Avec un total de ventes de 59 millions d’euros et une croissance de 15 % en 2023, Ader fait partie des maisons les plus dynamiques exerçant à Drouot. L’an dernier, il y a vendu un total de 44 millions d’euros avec les frais, sur 378 millions d’euros engrangé par Drouot en salles. Soit environ 12 % ! Mais pour garder le rythme (125 vacations l’an passé en incluant la branche Entreprises et Patrimoine), elle a choisi de se doter d’un nouvel outil : une salle des ventes indépendante. Située au 17 rue de la Grange-Batelière, dans le 9e arrondissement de Paris, elle sera ainsi toute proche de l’Hôtel Drouot. « À partir du 18 janvier 2024, les mardis et mercredis seront réservés aux expositions des ventes qui auront lieu tous les jeudis. Retransmises en live à la fois sur Drouot Digital et sur Interenchères, elles privilégieront d’abord le design, l’art contemporain, les ventes de fonds d’atelier ou de collections, les tableaux et les estampes. Les vendredis seront, quant à eux, dédiés aux expertises gratuites et confidentielles », précise la maison Ader, qui peut déjà compter sur une petite salle des ventes intégrée dans ses locaux de la rue Favart.

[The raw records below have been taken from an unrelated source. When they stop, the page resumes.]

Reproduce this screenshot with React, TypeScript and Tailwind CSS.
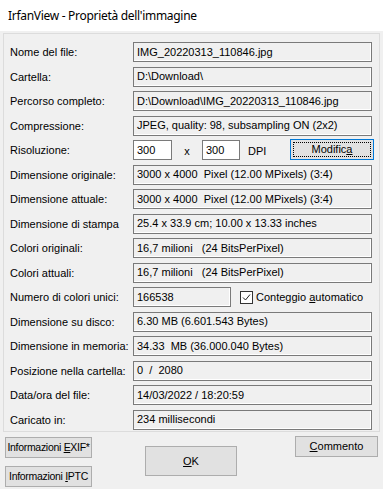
import React from 'react';

const rows: { label: string; value?: string; kind?: 'res' | 'count' }[] = [
  { label: 'Nome del file:', value: 'IMG_20220313_110846.jpg' },
  { label: 'Cartella:', value: 'D:\\Download\\' },
  { label: 'Percorso completo:', value: 'D:\\Download\\IMG_20220313_110846.jpg' },
  { label: 'Compressione:', value: 'JPEG, quality: 98, subsampling ON (2x2)' },
  { label: 'Risoluzione:', kind: 'res' },
  { label: 'Dimensione originale:', value: '3000 x 4000  Pixel (12.00 MPixels) (3:4)' },
  { label: 'Dimensione attuale:', value: '3000 x 4000  Pixel (12.00 MPixels) (3:4)' },
  { label: 'Dimensione di stampa', value: '25.4 x 33.9 cm; 10.00 x 13.33 inches' },
  { label: 'Colori originali:', value: '16,7 milioni   (24 BitsPerPixel)' },
  { label: 'Colori attuali:', value: '16,7 milioni   (24 BitsPerPixel)' },
  { label: 'Numero di colori unici:', value: '166538', kind: 'count' },
  { label: 'Dimensione su disco:', value: '6.30 MB (6.601.543 Bytes)' },
  { label: 'Dimensione in memoria:', value: '34.33  MB (36.000.040 Bytes)' },
  { label: 'Posizione nella cartella:', value: '0  /  2080' },
  { label: 'Data/ora del file:', value: '14/03/2022 / 18:20:59' },
  { label: 'Caricato in:', value: '234 millisecondi' },
];

const field =
  'h-[20px] border border-[#7a7a7a] shadow-[inset_-1px_-1px_0_#ffffff] pl-[3px] flex items-center whitespace-pre overflow-hidden';
const btn =
  'border border-[#adadad] bg-[#e1e1e1] flex items-center justify-center whitespace-pre';

function Field({ value, className = '' }: { value: string; className?: string }) {
  return <div className={`${field} bg-[#f0f0f0] ${className}`}>{value}</div>;
}

export default function App() {
  return (
    <div
      className="w-[383px] h-[489px] bg-[#f0f0f0] text-[11px] text-black overflow-hidden"
      style={{ fontFamily: "'Liberation Sans', Arial, sans-serif" }}
    >
      <div
        className="h-[31px] bg-white flex items-center pl-[8px] text-[12px] tracking-[-0.3px]"
        style={{ fontFamily: "'Noto Sans', 'Open Sans', sans-serif" }}
      >
        IrfanView - Proprietà dell'immagine
      </div>

      <div className="mx-[3px] mt-[2px] h-[399px] border border-[#dcdcdc] pt-[8px] pl-[6px] pr-[7px]">
        {rows.map((r) => (
          <div key={r.label} className="h-[24.5px] flex">
            <div className="w-[123px] shrink-0 pt-[2px] whitespace-nowrap">{r.label}</div>
            {r.kind === 'res' ? (
              <div className="flex items-start flex-1">
                <div className={`${field} bg-white w-[39px]`}>300</div>
                <div className="w-[30px] pt-[3px] text-center">x</div>
                <div className={`${field} bg-white w-[38px]`}>300</div>
                <div className="w-[50px] pt-[3px] pl-[8px]">DPI</div>
                <div className="w-[84px] h-[21px] -mt-[1px] border border-[#0078d7] bg-[#e1e1e1] p-[2px]">
                  <div className="w-full h-full border border-dotted border-black flex items-center justify-center">
                    Modific<span className="underline">a</span>
                  </div>
                </div>
              </div>
            ) : r.kind === 'count' ? (
              <div className="flex items-start flex-1">
                <Field value={r.value!} className="w-[98px]" />
                <div className="ml-[9px] flex items-center h-[20px]">
                  <div className="w-[13px] h-[13px] border border-[#333] bg-white flex items-center justify-center">
                    <svg width="9" height="9" viewBox="0 0 9 9">
                      <path d="M1 4.5 L3.5 7 L8 1.5" fill="none" stroke="#222" strokeWidth="1" />
                    </svg>
                  </div>
                  <span className="ml-[3px]">
                    Conteggio <span className="underline">a</span>utomatico
                  </span>
                </div>
              </div>
            ) : (
              <Field value={r.value!} className="flex-1" />
            )}
          </div>
        ))}
      </div>

      <div className="flex px-[5px] mt-[5px]">
        <div className="flex flex-col gap-[8px] text-[10.5px] tracking-[-0.3px]">
          <div className={`${btn} w-[87px] h-[21px]`}>
            Informazioni <span className="underline">E</span>XIF*
          </div>
          <div className={`${btn} w-[87px] h-[21px]`}>
            Informazioni <span className="underline">I</span>PTC
          </div>
        </div>
        <div className={`${btn} w-[92px] h-[30px] mt-[9px] ml-[53px]`}>
          <span className="underline">O</span>K
        </div>
        <div className={`${btn} w-[83px] h-[21px] ml-[58px] -mt-[1px]`}>
          <span className="underline">C</span>ommento
        </div>
      </div>
    </div>
  );
}
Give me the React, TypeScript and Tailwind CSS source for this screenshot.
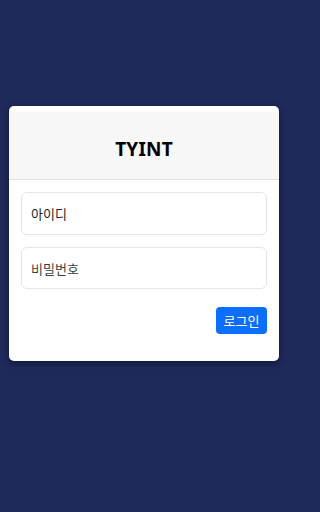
import React from "react";

export default function App() {
  return (
    <div
      className="min-h-[512px] w-full bg-[#1f2a5b] px-[9px] pt-[106px]"
      style={{ fontFamily: '"Noto Sans", "Noto Sans CJK KR", sans-serif' }}
    >
      <div className="w-[270px] overflow-hidden rounded-[5px] bg-white pt-[6px] shadow-[0_2px_6px_rgba(5,10,40,0.6)]">
        <div className="flex h-[68px] items-center justify-center border-b border-[#e0e0e0] bg-[#f7f7f7] pt-[8px]">
          <h1 className="text-[19px] font-bold tracking-[0.2px] text-black">TYINT</h1>
        </div>
        <div className="flex flex-col px-[12px] pb-[27px] pt-[12px]">
          <input
            type="text"
            placeholder="아이디"
            className="h-[43px] w-full rounded-[6px] border border-[#e3e5e8] bg-white px-[9px] text-[13px] text-[#212529] placeholder:text-[#1a1d20] outline-none"
            style={{ fontFamily: '"Noto Sans CJK KR", sans-serif' }}
          />
          <input
            type="password"
            placeholder="비밀번호"
            className="mt-[12px] h-[42px] w-full rounded-[6px] border border-[#e3e5e8] bg-white px-[9px] text-[13px] text-[#212529] placeholder:text-[#3a3f44] outline-none"
            style={{ fontFamily: '"Noto Sans CJK KR", sans-serif' }}
          />
          <div className="mt-[18px] flex justify-end">
            <button
              className="h-[27px] w-[51px] rounded-[4px] bg-[#0d6efd] text-[13px] text-white"
              style={{ fontFamily: '"Noto Sans CJK KR", sans-serif' }}
            >
              로그인
            </button>
          </div>
        </div>
      </div>
    </div>
  );
}
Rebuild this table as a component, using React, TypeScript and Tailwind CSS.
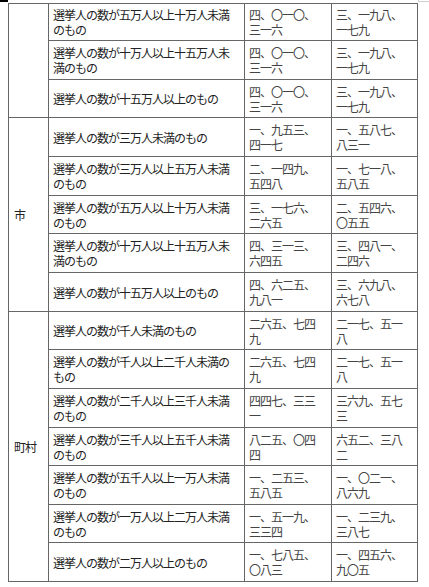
type Row = { desc: string[]; a: string[]; b: string[] };

const groups: { label: string; span: string; rows: Row[] }[] = [
  {
    label: '',
    span: 'row-span-3',
    rows: [
      { desc: ['選挙人の数が五万人以上十万人未満', 'のもの'], a: ['四、〇一〇、', '三一六'], b: ['三、一九八、', '一七九'] },
      { desc: ['選挙人の数が十万人以上十五万人未', '満のもの'], a: ['四、〇一〇、', '三一六'], b: ['三、一九八、', '一七九'] },
      { desc: ['選挙人の数が十五万人以上のもの'], a: ['四、〇一〇、', '三一六'], b: ['三、一九八、', '一七九'] },
    ],
  },
  {
    label: '市',
    span: 'row-span-5',
    rows: [
      { desc: ['選挙人の数が三万人未満のもの'], a: ['一、九五三、', '四一七'], b: ['一、五八七、', '八三一'] },
      { desc: ['選挙人の数が三万人以上五万人未満', 'のもの'], a: ['二、一四九、', '五四八'], b: ['一、七一八、', '五八五'] },
      { desc: ['選挙人の数が五万人以上十万人未満', 'のもの'], a: ['三、一七六、', '二六五'], b: ['二、五四六、', '〇五五'] },
      { desc: ['選挙人の数が十万人以上十五万人未', '満のもの'], a: ['四、三一三、', '六四五'], b: ['三、四八一、', '二四六'] },
      { desc: ['選挙人の数が十五万人以上のもの'], a: ['四、六二五、', '九八一'], b: ['三、六九八、', '六七八'] },
    ],
  },
  {
    label: '町村',
    span: 'row-span-7',
    rows: [
      { desc: ['選挙人の数が千人未満のもの'], a: ['二六五、七四', '九'], b: ['二一七、五一', '八'] },
      { desc: ['選挙人の数が千人以上二千人未満の', 'もの'], a: ['二六五、七四', '九'], b: ['二一七、五一', '八'] },
      { desc: ['選挙人の数が二千人以上三千人未満', 'のもの'], a: ['四四七、三三', '一'], b: ['三六九、五七', '三'] },
      { desc: ['選挙人の数が三千人以上五千人未満', 'のもの'], a: ['八二五、〇四', '四'], b: ['六五二、三八', '二'] },
      { desc: ['選挙人の数が五千人以上一万人未満', 'のもの'], a: ['一、二五三、', '五八五'], b: ['一、〇二一、', '八六九'] },
      { desc: ['選挙人の数が一万人以上二万人未満', 'のもの'], a: ['一、五一九、', '三三四'], b: ['一、二三九、', '三八七'] },
      { desc: ['選挙人の数が二万人以上のもの'], a: ['一、七八五、', '〇八三'], b: ['一、四五六、', '九〇五'] },
    ],
  },
];

const Lines = ({ lines }: { lines: string[] }) => (
  <div>
    {lines.map((l, i) => (
      <div key={i} className="whitespace-nowrap">{l}</div>
    ))}
  </div>
);

const App = () => {
  return (
    <div className="w-[429px] h-[587px] overflow-hidden bg-white font-['Noto_Sans_CJK_JP','Liberation_Sans',sans-serif] text-[12px] leading-[15px] tracking-[-1px] text-[#222]">
      <div className="h-[3px] flex justify-between">
        <div className="w-[8px] h-[2px] bg-black" />
        <div className="w-[11px] h-[2px] border-l border-b border-[#cfcfcf]" />
      </div>

      <div className="ml-[8px] w-fit grid grid-cols-[39px_195px_86px_85px] grid-rows-[36px_38px_37px_38px_38px_37px_38px_38px_37px_38px_38px_37px_38px_37px_38px] gap-px p-px bg-[#666]">
        {groups.map((g) => (
          <>
            <div key={g.label + 'label'} className={`${g.span} bg-white flex items-center pl-[5px]`}>
              {g.label}
            </div>
            {g.rows.map((r, i) => (
              <>
                <div key={g.label + i + 'd'} className="bg-white flex items-center pl-[4px] overflow-hidden">
                  <Lines lines={r.desc} />
                </div>
                <div key={g.label + i + 'a'} className="bg-white flex items-center pl-[4px] text-[#444]">
                  <Lines lines={r.a} />
                </div>
                <div key={g.label + i + 'b'} className="bg-white flex items-center pl-[4px] text-[#444]">
                  <Lines lines={r.b} />
                </div>
              </>
            ))}
          </>
        ))}
      </div>
    </div>
  );
};

export default App;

« Nous fonctionnerons avec des ventes "capsules" pas trop longues de moins de 100 lots et hebdomadaires, afin de raccourcir la rotation des pièces dans les stocks », confie David Nordmann, codirigeant d’Ader avec Xavier Dominique. Et d’ajouter : « c’est aussi pour nous un débouché supplémentaire et un lieu plus souple d’utilisation que Drouot ». Toutefois, précise le commissaire-priseur, pas question d’abandonner Drouot, valeur sûre qui, couplé à son site en ligne, attire toujours beaucoup de monde. « Nous continuerons à être présents à Drouot pour les ventes de prestige », assure David Nordmann. Cette décision n’est pas sans rappeler celle de Millon, qui a diversifié ses lieux de vente en ouvrant en particulier il y a une dizaine d’années la salle VV… en face de Drouot.
S’il obéit à des questions de rentabilité pour les ventes de valeur moyenne ainsi que de fluidité du stockage, le choix fait par Ader semble aussi faire écho à la récente ouverture du capital de Drouot à plusieurs fonds d’investissement français, une première dans l’histoire du groupe. Même si certains observateurs soulignent que l’inauguration de la salle rue de la Grange-Batelière survient moins d’un an après le vote validant l’ouverture du capital de Drouot, en juin 2023, et devait donc être déjà dans les tuyaux…
David Nordmann avait fait partie des farouches opposants à cette décision avec notamment De Baecque et Millon. Et de confier son inquiétude. « Aujourd’hui, l’affectio societatis avec Drouot a changé, explique-t-il. Avant, il fallait nécessairement être actionnaire de Drouot pour en être l’utilisateur. Ce n’est plus le cas ». Et de poursuivre : « En outre, Drouot est devenu une société qui a pour vocation de gagner de l’argent, et plus seulement une entreprise de services au bénéfice des commissaires-priseurs, dont les bénéfices étaient réinjectés en circuit fermé. Nous devons être vigilants sur ce que les nouveaux actionnaires voudront faire de Drouot ». Iront-ils un jour, comme David Nordmann le suppute, jusqu’à lancer des salles des ventes siglées Drouot ?
En attendant, quel sera l’impact de cette défection pour Drouot ? Son président, le commissaire-priseur Alexandre Giquello, l’estime à « entre 15 et 20 % du produit des ventes d’Ader qui seraient donc réalisées en dehors de Drouot, soit autour de 10 millions d’euros ». Les plus petites maisons d’enchères restent, elles, très dépendantes de l’Hôtel des ventes, qui s’est aussi ouvert aux commissaires-priseurs de province, pour qui l’assouplissement des règles d’admission à Drouot représente une aubaine. Pour Alexandre Giquello, l’une des forces du lieu reste sa fréquentation : il n’est en effet pas rare que des visiteurs venus enchérir dans une vente jettent un œil aux autres vacations organisées le même jour, et y participent. « Des clients qui n’étaient pas prévus », souligne le président de Drouot. Quant aux angoisses d’une partie des commissaires-priseurs, ce dernier se veut rassurant : « Comment peut-on dire ce qui va se passer ?, dit-il. D’autant que 70 % des parts restent entre les mains des commissaires-priseurs, et que selon le règlement établi, les actionnaires du groupe B – les investisseurs – ne peuvent pas racheter les parts du groupe A, celui des commissaires-priseurs actionnaires ».